To an increasing degree, the institutions have taken on new tasks and roles and are no longer defined by a school building but by a teaching environment that is internally organised into a number of local departments of the primary institution and which, together with other educational institutions, is part of a single comprehensive and flexible regional infrastructure.

1.1. The development in the individual sectors’ institutional structures

The institutional structure for the self-governing institutions for vocationally oriented education and training has in recent years been marked by the establishment of the unified institutional structure for vocationally oriented basic, continuing and further education and training as a result of the consolidation of AMU (Adult Vocational Training) centres and technical colleges. Moreover, a great deal of consolidation of business colleges, technical colleges, and agricultural colleges has been carried out with the intention of realising the institutional policy objectives. The primary rule has been to maintain the local options, irrespective of the fact that the institutions have been merged into larger organisational units.

With the development in the structure of the institutions, their role as regionally responsible actors in relation to ensuring those seeking education and the business community’s needs for education and competence development has been emphasised. In this capacity demands, such as entering into local cooperative efforts with other educational institutions, have been placed on institutions.

Despite the harmonisation of the institutional structure, there continues to be a fairly large range in the institutions’ size, educational profile and academic breadth. The functions of the institutions are divided into four primary fields, where the same institution can perform a number of different functions:

  • Local institutions offer primarily vocational education and training and vocational upper secondary programmes.
  • Regional institutions meet the same needs as local schools but also offer a wider range of vocational education and training and opportunities for continuing and further education in relation to the needs of the regional labour market.
  • Sector institutions are leading academic institutions in a particular field and are limited in their educational programmes, which aim at meeting a particular sector’s needs, either nationally or regionally.
  • Trade institutions only offer specific post-compulsory education programmes or specialised areas within a given educational area.

In accordance with the Act on Vocational Education and Training and the Act on Labour Market Education, etc. (AMU), the state has the right to give approval to private providers to offer educational programmes. This form of approval does not include institutional approval, only approval to provide offers for specific elements of vocational or labour market educational programmes.

A process is currently underway for the establishment of up to 10 academies of professional higher education. An academy of professional higher education is a shared institutional framework for providing short-cycle higher education programmes (KVU) and further adult education (VVU). The vision of the academies of professional higher education is to strengthen the development of KVU and VVU as well as to establish a foundation that can promote the development of technical and commercial bachelor programmes.

The general upper secondary schools’ institutional structure has not changed significantly in many years. There has been development in terms of establishing new upper secondary schools in the larger cities in keeping with the increasing number of applicants in these areas. At the same time, especially in keeping with regional policy, a number of small upper secondary schools have been established outside of the larger cities. In connection with the relocation to state administration in 2007, select institutions have begun a process of merging with other post-compulsory education institutions.

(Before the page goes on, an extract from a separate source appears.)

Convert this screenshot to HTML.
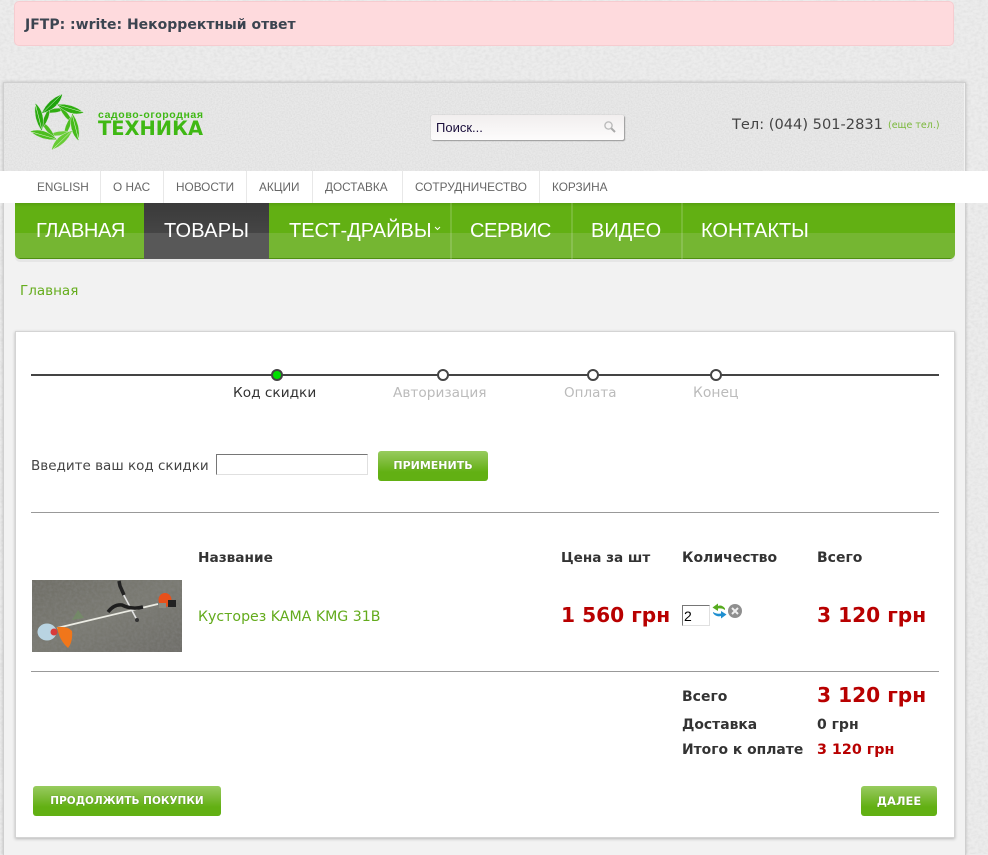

Within the area of self-governing medium-cycle further education institutions, the institutional structure has also undergone extensive changes in recent years. The majority of the medium-cycle further education institutions have now joined together in a Centre For Further Education (CVU) with the aim of creating a broader academic, independent and higher profile educational environment. The sector consists of 22 CVUs, which are all multi-academic institutions of further education. The CVU sector is made up of approximately 100 individual MVU (medium-cycle further education) institutions, placed under the Ministry of Education, each of which previously offered one out of the approximately 20 bachelor degrees available in specific subjects.

As of 2008 there will be another merger of the CVUs and almost all of the remaining individual MVU institutions. 8 University Colleges will be established that will have the task of developing and offering practically oriented further, continuing and higher education programmes in their respective regions. These programmes are to meet the need for a qualified labour force in the private and public sectors at an internationally academic level. A university college is to function as a regional institution of knowledge and have a close and strong working relationship with the regional interests, including enterprises, clients, regional growth fora, etc. as well as a strategic and concrete working cooperation with universities and other relevant research environments.

The institutional structure for the adult education centres (VUC) has undergone certain changes in recent years. In many places the individual centres have merged into larger units, often with sub-divisions. This has occurred especially with the aim of creating larger and academically and pedagogically stronger education environments for adults, but also, to a certain degree, in the interests of greater efficiency.